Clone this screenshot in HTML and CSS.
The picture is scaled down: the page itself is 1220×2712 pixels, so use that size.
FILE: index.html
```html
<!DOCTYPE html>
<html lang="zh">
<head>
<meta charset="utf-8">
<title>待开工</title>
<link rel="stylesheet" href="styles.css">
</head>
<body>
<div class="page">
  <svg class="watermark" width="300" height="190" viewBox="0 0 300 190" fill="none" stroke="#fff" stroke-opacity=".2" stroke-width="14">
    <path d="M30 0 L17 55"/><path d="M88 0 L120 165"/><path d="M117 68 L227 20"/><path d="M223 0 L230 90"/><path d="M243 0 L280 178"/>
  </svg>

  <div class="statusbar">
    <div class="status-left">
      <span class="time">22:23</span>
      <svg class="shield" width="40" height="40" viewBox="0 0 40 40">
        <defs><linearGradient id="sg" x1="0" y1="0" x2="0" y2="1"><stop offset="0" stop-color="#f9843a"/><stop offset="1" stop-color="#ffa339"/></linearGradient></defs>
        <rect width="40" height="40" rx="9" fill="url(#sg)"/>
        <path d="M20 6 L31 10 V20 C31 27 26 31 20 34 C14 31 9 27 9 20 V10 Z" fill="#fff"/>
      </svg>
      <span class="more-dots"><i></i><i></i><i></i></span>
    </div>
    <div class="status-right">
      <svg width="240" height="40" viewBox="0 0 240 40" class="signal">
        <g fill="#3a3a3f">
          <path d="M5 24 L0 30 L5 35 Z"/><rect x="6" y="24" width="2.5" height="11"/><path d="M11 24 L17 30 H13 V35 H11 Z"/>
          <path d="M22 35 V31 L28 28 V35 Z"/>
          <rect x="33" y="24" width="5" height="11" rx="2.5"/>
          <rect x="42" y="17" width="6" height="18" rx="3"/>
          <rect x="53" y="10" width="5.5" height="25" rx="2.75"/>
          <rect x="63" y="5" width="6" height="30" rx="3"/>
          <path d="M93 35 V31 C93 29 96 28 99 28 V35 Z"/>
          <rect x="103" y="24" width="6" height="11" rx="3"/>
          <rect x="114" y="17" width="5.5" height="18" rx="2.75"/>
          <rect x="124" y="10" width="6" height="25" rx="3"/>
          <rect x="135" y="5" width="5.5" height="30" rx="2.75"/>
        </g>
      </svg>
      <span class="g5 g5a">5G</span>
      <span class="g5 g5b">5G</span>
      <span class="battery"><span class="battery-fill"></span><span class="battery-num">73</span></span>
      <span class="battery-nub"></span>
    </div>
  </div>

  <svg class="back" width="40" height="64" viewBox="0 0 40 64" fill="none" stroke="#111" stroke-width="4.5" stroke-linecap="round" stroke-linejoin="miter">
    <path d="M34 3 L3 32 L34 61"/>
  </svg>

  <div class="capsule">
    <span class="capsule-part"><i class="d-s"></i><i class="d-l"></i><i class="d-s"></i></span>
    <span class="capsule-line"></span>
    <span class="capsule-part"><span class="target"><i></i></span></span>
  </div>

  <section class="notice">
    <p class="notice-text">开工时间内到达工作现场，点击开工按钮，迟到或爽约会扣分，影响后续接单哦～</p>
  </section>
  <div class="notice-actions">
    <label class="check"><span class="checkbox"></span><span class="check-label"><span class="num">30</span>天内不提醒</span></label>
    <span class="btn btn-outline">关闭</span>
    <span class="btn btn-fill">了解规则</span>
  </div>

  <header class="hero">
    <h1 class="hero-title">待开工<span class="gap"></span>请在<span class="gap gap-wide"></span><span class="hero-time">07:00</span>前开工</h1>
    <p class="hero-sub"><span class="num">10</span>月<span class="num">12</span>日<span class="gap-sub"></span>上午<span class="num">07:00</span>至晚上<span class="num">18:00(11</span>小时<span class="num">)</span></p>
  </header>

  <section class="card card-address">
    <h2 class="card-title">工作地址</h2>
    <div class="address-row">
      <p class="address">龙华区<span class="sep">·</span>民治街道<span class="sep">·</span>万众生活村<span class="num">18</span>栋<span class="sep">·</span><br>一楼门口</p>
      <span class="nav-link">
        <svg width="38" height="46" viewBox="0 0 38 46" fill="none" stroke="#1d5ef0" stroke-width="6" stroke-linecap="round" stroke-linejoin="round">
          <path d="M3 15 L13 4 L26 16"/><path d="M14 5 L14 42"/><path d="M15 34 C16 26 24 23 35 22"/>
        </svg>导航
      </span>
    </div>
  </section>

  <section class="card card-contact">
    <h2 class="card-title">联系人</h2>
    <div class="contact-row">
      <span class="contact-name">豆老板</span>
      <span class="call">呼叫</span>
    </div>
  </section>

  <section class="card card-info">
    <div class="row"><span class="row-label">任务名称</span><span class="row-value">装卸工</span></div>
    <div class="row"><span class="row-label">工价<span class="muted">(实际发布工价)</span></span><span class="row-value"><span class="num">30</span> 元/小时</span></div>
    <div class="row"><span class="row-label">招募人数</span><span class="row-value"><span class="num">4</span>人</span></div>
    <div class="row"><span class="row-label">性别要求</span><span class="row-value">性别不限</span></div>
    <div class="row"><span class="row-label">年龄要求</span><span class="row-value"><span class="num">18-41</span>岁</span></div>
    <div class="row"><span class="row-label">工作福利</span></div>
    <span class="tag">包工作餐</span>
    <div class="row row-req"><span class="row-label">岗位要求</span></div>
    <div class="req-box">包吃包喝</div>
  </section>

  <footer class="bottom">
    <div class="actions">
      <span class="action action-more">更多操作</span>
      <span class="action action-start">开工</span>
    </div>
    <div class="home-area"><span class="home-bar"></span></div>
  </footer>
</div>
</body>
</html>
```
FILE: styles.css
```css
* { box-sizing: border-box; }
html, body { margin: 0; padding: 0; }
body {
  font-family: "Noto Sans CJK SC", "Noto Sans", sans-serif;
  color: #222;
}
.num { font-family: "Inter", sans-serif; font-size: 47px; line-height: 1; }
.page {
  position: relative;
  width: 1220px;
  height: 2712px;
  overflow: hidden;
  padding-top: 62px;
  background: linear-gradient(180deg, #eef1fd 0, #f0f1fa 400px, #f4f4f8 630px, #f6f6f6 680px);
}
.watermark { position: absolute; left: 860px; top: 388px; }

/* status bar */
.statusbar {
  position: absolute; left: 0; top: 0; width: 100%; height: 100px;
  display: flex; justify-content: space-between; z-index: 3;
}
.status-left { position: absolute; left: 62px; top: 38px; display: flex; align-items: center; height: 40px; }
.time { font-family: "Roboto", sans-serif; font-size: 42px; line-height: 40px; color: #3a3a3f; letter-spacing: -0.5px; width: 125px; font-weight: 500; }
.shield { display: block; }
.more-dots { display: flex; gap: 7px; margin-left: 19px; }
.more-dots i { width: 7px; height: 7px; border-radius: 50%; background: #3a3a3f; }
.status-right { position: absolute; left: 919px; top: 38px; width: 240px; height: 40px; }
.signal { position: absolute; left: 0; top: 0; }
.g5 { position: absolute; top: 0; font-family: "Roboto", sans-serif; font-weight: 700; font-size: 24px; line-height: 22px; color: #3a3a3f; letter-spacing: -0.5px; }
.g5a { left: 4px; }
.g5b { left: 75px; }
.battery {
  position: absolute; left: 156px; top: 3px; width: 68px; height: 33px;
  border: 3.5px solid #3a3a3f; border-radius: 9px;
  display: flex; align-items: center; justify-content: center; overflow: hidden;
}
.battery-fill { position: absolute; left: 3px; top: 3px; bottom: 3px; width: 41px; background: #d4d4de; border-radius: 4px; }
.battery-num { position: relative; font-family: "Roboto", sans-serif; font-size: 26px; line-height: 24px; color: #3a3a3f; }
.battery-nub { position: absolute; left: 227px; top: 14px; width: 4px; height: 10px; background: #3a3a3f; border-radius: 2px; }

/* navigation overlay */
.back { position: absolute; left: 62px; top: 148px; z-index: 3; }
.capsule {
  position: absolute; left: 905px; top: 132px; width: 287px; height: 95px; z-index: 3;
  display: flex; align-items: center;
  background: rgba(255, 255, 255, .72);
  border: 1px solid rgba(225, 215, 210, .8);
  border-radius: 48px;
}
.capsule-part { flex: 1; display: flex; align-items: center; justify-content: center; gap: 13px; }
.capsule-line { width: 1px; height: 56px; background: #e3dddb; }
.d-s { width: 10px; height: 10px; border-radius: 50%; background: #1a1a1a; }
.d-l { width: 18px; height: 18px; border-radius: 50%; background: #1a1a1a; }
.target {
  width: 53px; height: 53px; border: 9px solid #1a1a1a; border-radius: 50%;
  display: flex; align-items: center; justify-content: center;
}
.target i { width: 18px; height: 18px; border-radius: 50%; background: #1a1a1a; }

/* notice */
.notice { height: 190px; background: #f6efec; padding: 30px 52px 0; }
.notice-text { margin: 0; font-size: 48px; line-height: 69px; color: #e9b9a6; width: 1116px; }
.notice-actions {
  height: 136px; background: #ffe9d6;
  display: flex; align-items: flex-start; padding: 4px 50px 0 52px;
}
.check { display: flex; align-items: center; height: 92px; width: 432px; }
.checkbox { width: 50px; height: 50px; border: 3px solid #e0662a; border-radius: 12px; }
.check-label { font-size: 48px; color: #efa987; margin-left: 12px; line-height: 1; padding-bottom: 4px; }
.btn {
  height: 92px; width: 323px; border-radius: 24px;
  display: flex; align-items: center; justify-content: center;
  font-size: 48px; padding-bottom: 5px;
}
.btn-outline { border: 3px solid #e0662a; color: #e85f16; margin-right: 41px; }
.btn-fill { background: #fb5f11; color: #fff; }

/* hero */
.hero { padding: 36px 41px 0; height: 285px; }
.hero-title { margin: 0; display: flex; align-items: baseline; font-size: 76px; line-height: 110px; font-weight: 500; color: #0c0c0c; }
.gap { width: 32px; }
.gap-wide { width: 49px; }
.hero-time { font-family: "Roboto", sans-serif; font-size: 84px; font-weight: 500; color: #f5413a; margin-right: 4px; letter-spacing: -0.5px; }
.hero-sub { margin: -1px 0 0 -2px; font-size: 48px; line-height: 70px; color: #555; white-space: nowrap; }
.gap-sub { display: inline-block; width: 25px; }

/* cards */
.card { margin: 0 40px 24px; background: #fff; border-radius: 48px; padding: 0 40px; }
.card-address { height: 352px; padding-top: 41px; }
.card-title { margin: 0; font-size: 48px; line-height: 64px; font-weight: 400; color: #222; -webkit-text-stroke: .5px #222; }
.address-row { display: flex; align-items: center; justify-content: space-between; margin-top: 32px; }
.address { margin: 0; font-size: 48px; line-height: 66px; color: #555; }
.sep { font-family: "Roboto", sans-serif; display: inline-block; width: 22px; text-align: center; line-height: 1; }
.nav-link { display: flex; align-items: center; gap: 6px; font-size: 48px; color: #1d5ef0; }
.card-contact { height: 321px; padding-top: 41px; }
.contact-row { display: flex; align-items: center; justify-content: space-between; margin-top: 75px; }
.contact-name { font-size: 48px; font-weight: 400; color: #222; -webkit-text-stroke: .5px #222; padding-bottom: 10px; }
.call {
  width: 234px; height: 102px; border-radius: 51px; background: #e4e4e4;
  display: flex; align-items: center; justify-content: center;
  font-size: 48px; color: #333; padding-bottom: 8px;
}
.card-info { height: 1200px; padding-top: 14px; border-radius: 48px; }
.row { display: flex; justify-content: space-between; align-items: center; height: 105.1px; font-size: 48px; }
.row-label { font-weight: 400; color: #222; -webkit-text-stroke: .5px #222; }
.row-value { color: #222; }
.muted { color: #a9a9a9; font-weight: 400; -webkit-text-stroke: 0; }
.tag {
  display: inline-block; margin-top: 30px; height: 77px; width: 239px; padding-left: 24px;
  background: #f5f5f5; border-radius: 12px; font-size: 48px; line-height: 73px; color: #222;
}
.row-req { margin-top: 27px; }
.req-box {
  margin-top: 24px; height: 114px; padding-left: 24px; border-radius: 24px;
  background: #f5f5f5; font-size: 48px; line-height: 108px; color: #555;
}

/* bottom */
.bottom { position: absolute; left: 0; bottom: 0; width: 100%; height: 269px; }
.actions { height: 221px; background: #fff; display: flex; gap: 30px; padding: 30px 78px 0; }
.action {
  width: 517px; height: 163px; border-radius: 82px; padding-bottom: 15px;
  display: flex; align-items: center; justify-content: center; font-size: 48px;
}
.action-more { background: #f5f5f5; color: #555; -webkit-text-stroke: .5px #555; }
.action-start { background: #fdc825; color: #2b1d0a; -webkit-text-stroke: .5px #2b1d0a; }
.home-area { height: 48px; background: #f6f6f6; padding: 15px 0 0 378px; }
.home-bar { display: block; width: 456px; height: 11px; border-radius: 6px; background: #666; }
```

——

WRITTEN PROBLEM
Copy out the lines in which the string "page" appears.

REPLY
The picture is scaled down: the page itself is 1220×2712 pixels, so use that size.
<div class="page">
.page {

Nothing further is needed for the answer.